The consultation includes ISO's members in more than 170 countries, with national consensus positions due by early September. The British Standards Institution and ICONTEC, Colombia's National Standards Body, co-led the international working group developing the standard.
ISO 14060 requires organizations — including businesses, governments, nonprofits, universities, and financial institutions — to publish a detailed transition plan within two years of setting a net zero target. The plan must include data justifying emissions reduction strategies, timelines for planned actions, processes for integrating climate strategy into business operations, and details on carbon credit use. The standards include separate guidance for small and medium-sized companies, allowing them to report progress every three years rather than annually.
ISO says it aims to address fragmentation in net zero transition planning. Companies currently navigate multiple national disclosure rules, voluntary frameworks, sector guidance, and investor expectations. An internationally recognized standard could align these demands and help investors compare corporate climate plans across markets and sectors.
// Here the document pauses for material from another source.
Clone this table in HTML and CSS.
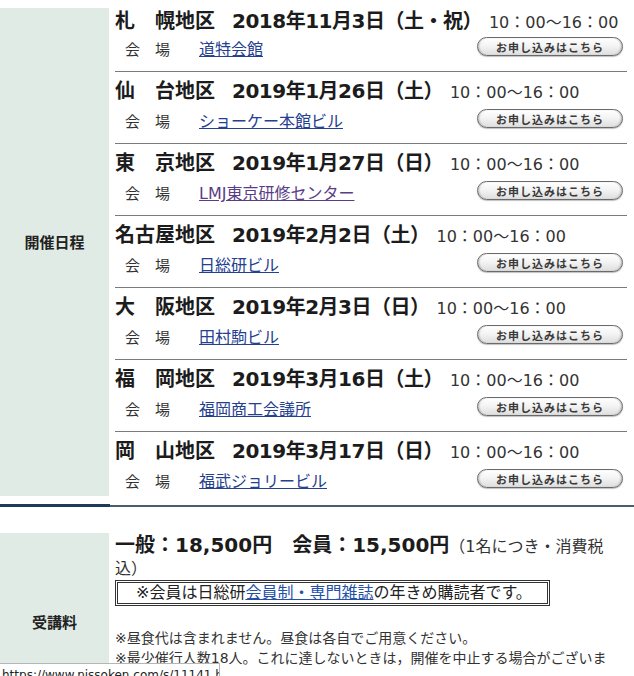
FILE: index.html
```html
<!DOCTYPE html>
<html lang="ja">
<head>
<meta charset="utf-8">
<title>開催日程</title>
<link rel="stylesheet" href="styles.css">
</head>
<body>
<div class="page">
  <section class="info-row">
    <div class="label label-schedule">開催日程</div>
    <div class="cell">
      <div class="session">
        <div class="title"><span class="area">札　幌地区</span><span class="date">2018年11月3日（土・祝）</span><span class="time">10：00～16：00</span></div>
        <div class="venue"><span class="venue-label">会　場</span><a href="#" class="venue-link">道特会館</a><a href="#" class="apply">お申し込みはこちら</a></div>
      </div>
      <div class="session">
        <div class="title"><span class="area">仙　台地区</span><span class="date">2019年1月26日（土）</span><span class="time">10：00～16：00</span></div>
        <div class="venue"><span class="venue-label">会　場</span><a href="#" class="venue-link">ショーケー本館ビル</a><a href="#" class="apply">お申し込みはこちら</a></div>
      </div>
      <div class="session">
        <div class="title"><span class="area">東　京地区</span><span class="date">2019年1月27日（日）</span><span class="time">10：00～16：00</span></div>
        <div class="venue"><span class="venue-label">会　場</span><a href="#" class="venue-link visited">LMJ東京研修センター</a><a href="#" class="apply">お申し込みはこちら</a></div>
      </div>
      <div class="session">
        <div class="title"><span class="area">名古屋地区</span><span class="date">2019年2月2日（土）</span><span class="time">10：00～16：00</span></div>
        <div class="venue"><span class="venue-label">会　場</span><a href="#" class="venue-link">日総研ビル</a><a href="#" class="apply">お申し込みはこちら</a></div>
      </div>
      <div class="session">
        <div class="title"><span class="area">大　阪地区</span><span class="date">2019年2月3日（日）</span><span class="time">10：00～16：00</span></div>
        <div class="venue"><span class="venue-label">会　場</span><a href="#" class="venue-link">田村駒ビル</a><a href="#" class="apply">お申し込みはこちら</a></div>
      </div>
      <div class="session">
        <div class="title"><span class="area">福　岡地区</span><span class="date">2019年3月16日（土）</span><span class="time">10：00～16：00</span></div>
        <div class="venue"><span class="venue-label">会　場</span><a href="#" class="venue-link">福岡商工会議所</a><a href="#" class="apply">お申し込みはこちら</a></div>
      </div>
      <div class="session">
        <div class="title"><span class="area">岡　山地区</span><span class="date">2019年3月17日（日）</span><span class="time">10：00～16：00</span></div>
        <div class="venue"><span class="venue-label">会　場</span><a href="#" class="venue-link">福武ジョリービル</a><a href="#" class="apply">お申し込みはこちら</a></div>
      </div>
    </div>
  </section>

  <div class="divider"><span class="divider-accent"></span><span class="divider-line"></span></div>

  <section class="info-row">
    <div class="label">受講料</div>
    <div class="cell fee-cell">
      <p class="price"><strong>一般：18,500円　会員：15,500円</strong><span class="price-note">（1名につき・消費税込）</span></p>
      <p class="member-note">※会員は日総研<a href="#" class="inline-link">会員制・専門雑誌</a>の年きめ購読者です。</p>
      <ul class="notes">
        <li>※昼食代は含まれません。昼食は各自でご用意ください。</li>
        <li>※最少催行人数18人。これに達しないときは，開催を中止する場合がございます。</li>
      </ul>
    </div>
  </section>
</div>
<div class="statusbar">https://www.nissoken.com/s/11141.html</div>
</body>
</html>
```

FILE: styles.css
```css
html, body {
  margin: 0;
  padding: 0;
  background: #fff;
}

body {
  font-family: "DejaVu Sans", "Noto Sans CJK JP", sans-serif;
  color: #1c1c1c;
  font-size: 16px;
}

.page {
  padding-top: 8px;
}

.info-row {
  display: grid;
  grid-template-columns: 109px 1fr;
  column-gap: 6px;
}

.label {
  background: #e1ebe5;
  display: flex;
  align-items: center;
  justify-content: center;
  font-family: "Noto Sans CJK JP", sans-serif;
  font-weight: bold;
  font-size: 15px;
  color: #222;
}

.label-schedule {
  padding-bottom: 22px;
}

.cell {
  padding-right: 7px;
}

.session {
  padding: 6px 0 11px;
  border-bottom: 1px solid #7a7a7a;
}

.session:first-child {
  padding-top: 0;
}

.session:first-child .venue {
  margin-top: 4px;
}

.session:last-child {
  border-bottom: 0;
  padding-bottom: 4px;
}

.title {
  display: flex;
  align-items: baseline;
  height: 24px;
  line-height: 24px;
  white-space: nowrap;
}

.area {
  font-family: "Noto Sans CJK JP", sans-serif;
  font-weight: bold;
  font-size: 20px;
  margin-right: 17px;
}

.date {
  font-weight: bold;
  font-size: 20px;
  letter-spacing: -0.5px;
}

.time {
  font-size: 16px;
  margin-left: 7px;
  color: #333;
}

.venue {
  display: flex;
  align-items: center;
  height: 24px;
  margin-top: 6px;
}

.venue-label {
  font-family: "Noto Sans CJK JP", sans-serif;
  font-size: 15px;
  margin-left: 10px;
  width: 74px;
  color: #333;
}

.venue-link {
  font-size: 16px;
  color: #24408f;
  text-decoration: underline;
}

.venue-link.visited {
  color: #5a3d86;
}

.apply {
  margin-left: auto;
  margin-right: 4px;
  width: 146px;
  height: 19px;
  box-sizing: border-box;
  border: 1px solid #6a6a6a;
  border-radius: 10px;
  background: linear-gradient(#ffffff, #f4f4f4 45%, #dedede);
  box-shadow: inset 2px 0 2px -1px rgba(0, 0, 0, 0.25), inset -2px 0 2px -1px rgba(0, 0, 0, 0.25), 0 1px 1px rgba(0, 0, 0, 0.25);
  display: flex;
  align-items: center;
  justify-content: center;
  font-family: "Noto Sans CJK JP", sans-serif;
  font-size: 11px;
  font-weight: bold;
  letter-spacing: 1px;
  color: #3a3a3a;
  text-decoration: none;
  margin-top: -3px;
}

.divider {
  display: flex;
  align-items: center;
  margin: 8px 0 26px;
}

.divider-accent {
  width: 110px;
  height: 3px;
  background: #1d3a5d;
}

.divider-line {
  flex: 1;
  height: 2px;
  background: #4d5b6b;
}

.fee-cell {
  padding-top: 1px;
  padding-bottom: 21px;
}

.price {
  margin: 0;
  line-height: 22px;
}

.price strong {
  font-size: 20px;
}

.price-note {
  font-size: 16px;
  color: #333;
}

.member-note {
  margin: 0;
  width: fit-content;
  border: 3px double #333;
  padding: 0 15px 0 18px;
  font-size: 16px;
  line-height: 20px;
  color: #222;
}

.inline-link {
  color: #2450a8;
  text-decoration: underline;
}

.notes {
  list-style: none;
  margin: 22px 0 0;
  padding: 0;
  font-size: 14px;
  line-height: 20px;
  color: #333;
}

.statusbar {
  position: fixed;
  left: 0;
  bottom: -12px;
  width: 220px;
  height: 25px;
  box-sizing: border-box;
  padding: 3px 0 0 2px;
  background: #fff;
  border: 1px solid #b5b5b5;
  border-left: 0;
  font-family: "DejaVu Sans", sans-serif;
  font-size: 12px;
  line-height: 16px;
  color: #222;
  white-space: nowrap;
  overflow: hidden;
}
```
More than 130 countries have committed to net zero emissions through climate legislation, national policy frameworks, or public pledges, yet many organizations lack clear frameworks and face difficulties translating those targets into actionable implementation strategies. ISO Head of Sustainability and Partnerships Noelia Garcia Nebra said, "ISO 14060 has been developed to provide a globally agreed framework that helps organizations build credible transition plans while supporting resilience, innovation and long-term growth.”
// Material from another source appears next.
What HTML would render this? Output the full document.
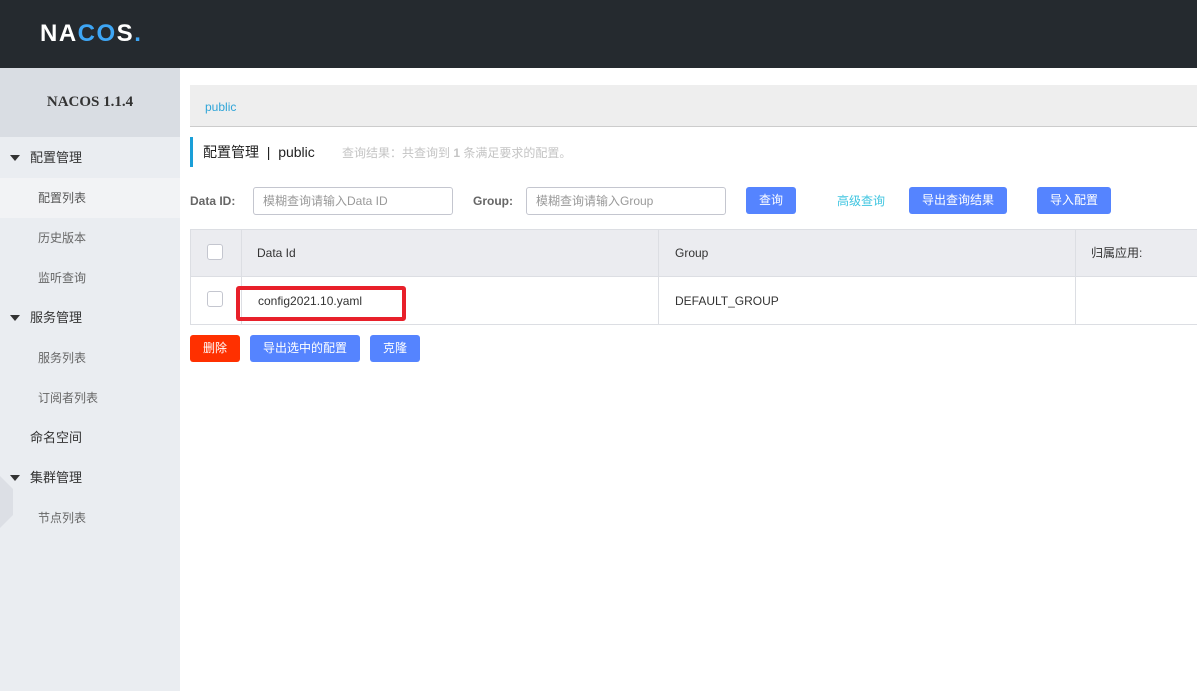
<!DOCTYPE html>
<html><head><meta charset="utf-8"><style>
*{margin:0;padding:0;box-sizing:border-box}
body{width:1197px;height:691px;overflow:hidden;background:#fff;font-family:"Liberation Sans","Noto Sans CJK SC",sans-serif;font-size:12px;color:#333;position:relative}
.hdr{position:absolute;left:0;top:0;width:1197px;height:68px;background:#252a2f}
.logo{position:absolute;left:40px;top:20px;color:#fff;font-size:24px;font-weight:bold;letter-spacing:1.5px}
.side{position:absolute;left:0;top:68px;width:180px;height:623px;background:#eaedf1}
.ver{height:69px;background:#d9dde3;text-align:center;line-height:69px;font-family:"Liberation Serif",serif;font-weight:bold;font-size:15px;color:#333}
.mi{position:absolute;font-size:13px;color:#333;line-height:16px}
.sub{position:absolute;left:38px;font-size:12px;color:#666;line-height:16px}
.tri{position:absolute;left:10px;width:0;height:0;border-left:5px solid transparent;border-right:5px solid transparent;border-top:6px solid #333}
.abs{position:absolute;line-height:16px}
.btn{position:absolute;background:#5584ff;color:#fff;border-radius:3px;text-align:center;font-size:12px;line-height:26px;height:27px}
.inp{position:absolute;border:1px solid #c4c6cf;border-radius:3px;height:28px;line-height:26px;padding-left:9px;color:#999;font-size:12px}
.cb{position:absolute;width:16px;height:16px;border:1px solid #c4c6cf;border-radius:3px;background:#fff}
</style></head><body>
<div class="hdr"><div class="logo">NA<span style="color:#3ea6f5">CO</span>S<span style="color:#3ea6f5">.</span></div></div>
<div class="side"><div class="ver">NACOS 1.1.4</div>
<div style="position:absolute;left:0;top:110px;width:180px;height:40px;background:#f2f3f5"></div>
<div class="tri" style="top:87px"></div><div class="mi" style="left:30px;top:82px">配置管理</div>
<div class="sub" style="top:122px;color:#555">配置列表</div>
<div class="sub" style="top:162px">历史版本</div>
<div class="sub" style="top:202px">监听查询</div>
<div class="tri" style="top:247px"></div><div class="mi" style="left:30px;top:242px">服务管理</div>
<div class="sub" style="top:282px">服务列表</div>
<div class="sub" style="top:322px">订阅者列表</div>
<div class="mi" style="left:30px;top:362px">命名空间</div>
<div class="tri" style="top:407px"></div><div class="mi" style="left:30px;top:402px">集群管理</div>
<div class="sub" style="top:442px">节点列表</div>
<div style="position:absolute;left:0;top:408px;width:13px;height:52px;background:#dcdfe5;clip-path:polygon(0 0,100% 25%,100% 75%,0 100%)"></div>
</div>
<div class="abs" style="left:190px;top:85px;width:1007px;height:42px;background:#eeeeee;border-bottom:1px solid #ccc"></div>
<div class="abs" style="left:205px;top:99px;color:#2fa5d8;font-size:12px">public</div>
<div class="abs" style="left:190px;top:137px;width:3px;height:30px;background:#1a9fd8"></div>
<div class="abs" style="left:203px;top:144px;font-size:14px;color:#222">配置管理 &nbsp;| &nbsp;public</div>
<div class="abs" style="left:342px;top:145px;font-size:12px;color:#c4c4c4">查询结果：共查询到 <b>1</b> 条满足要求的配置。</div>
<div class="abs" style="left:190px;top:193px;font-weight:bold;color:#666;font-size:12px">Data ID:</div>
<div class="inp" style="left:253px;top:187px;width:200px">模糊查询请输入Data ID</div>
<div class="abs" style="left:473px;top:193px;font-weight:bold;color:#666;font-size:12px">Group:</div>
<div class="inp" style="left:526px;top:187px;width:200px">模糊查询请输入Group</div>
<div class="btn" style="left:746px;top:187px;width:50px">查询</div>
<div class="abs" style="left:837px;top:193px;color:#3fc5e0">高级查询</div>
<div class="btn" style="left:909px;top:187px;width:98px">导出查询结果</div>
<div class="btn" style="left:1037px;top:187px;width:74px">导入配置</div>
<div class="abs" style="left:190px;top:229px;width:1007px;height:96px;border:1px solid #dcdee3;border-right:none"></div>
<div class="abs" style="left:191px;top:230px;width:1006px;height:47px;background:#ebecf0;border-bottom:1px solid #dcdee3"></div>
<div class="abs" style="left:241px;top:230px;width:1px;height:94px;background:#dcdee3"></div>
<div class="abs" style="left:658px;top:230px;width:1px;height:94px;background:#dcdee3"></div>
<div class="abs" style="left:1075px;top:230px;width:1px;height:94px;background:#dcdee3"></div>
<div class="cb" style="left:207px;top:244px"></div>
<div class="cb" style="left:207px;top:291px"></div>
<div class="abs" style="left:257px;top:245px">Data Id</div>
<div class="abs" style="left:675px;top:245px">Group</div>
<div class="abs" style="left:1091px;top:245px">归属应用:</div>
<div class="abs" style="left:236px;top:286px;width:170px;height:35px;border:4px solid #e8202a;border-radius:3px"></div>
<div class="abs" style="left:258px;top:293px">config2021.10.yaml</div>
<div class="abs" style="left:675px;top:293px">DEFAULT_GROUP</div>
<div class="btn" style="left:190px;top:335px;width:50px;background:#ff3000">删除</div>
<div class="btn" style="left:250px;top:335px;width:110px">导出选中的配置</div>
<div class="btn" style="left:370px;top:335px;width:50px">克隆</div>
</body></html>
ISO 14060 builds on the ISO Net Zero Guidelines launched in 2022. The standard was developed through nearly two years of negotiations involving experts from business, government, academia, civil society, and national standards bodies.
ISO is also developing ISO 32212, a separate transition planning standard for financial institutions, and partnering with Greenhouse Gas Protocol to combine emissions accounting guidance into co-branded standards. The draft standard references the Science Based Targets initiative's (SBTi) Corporate Net Zero Standard version 2.0, released June 11.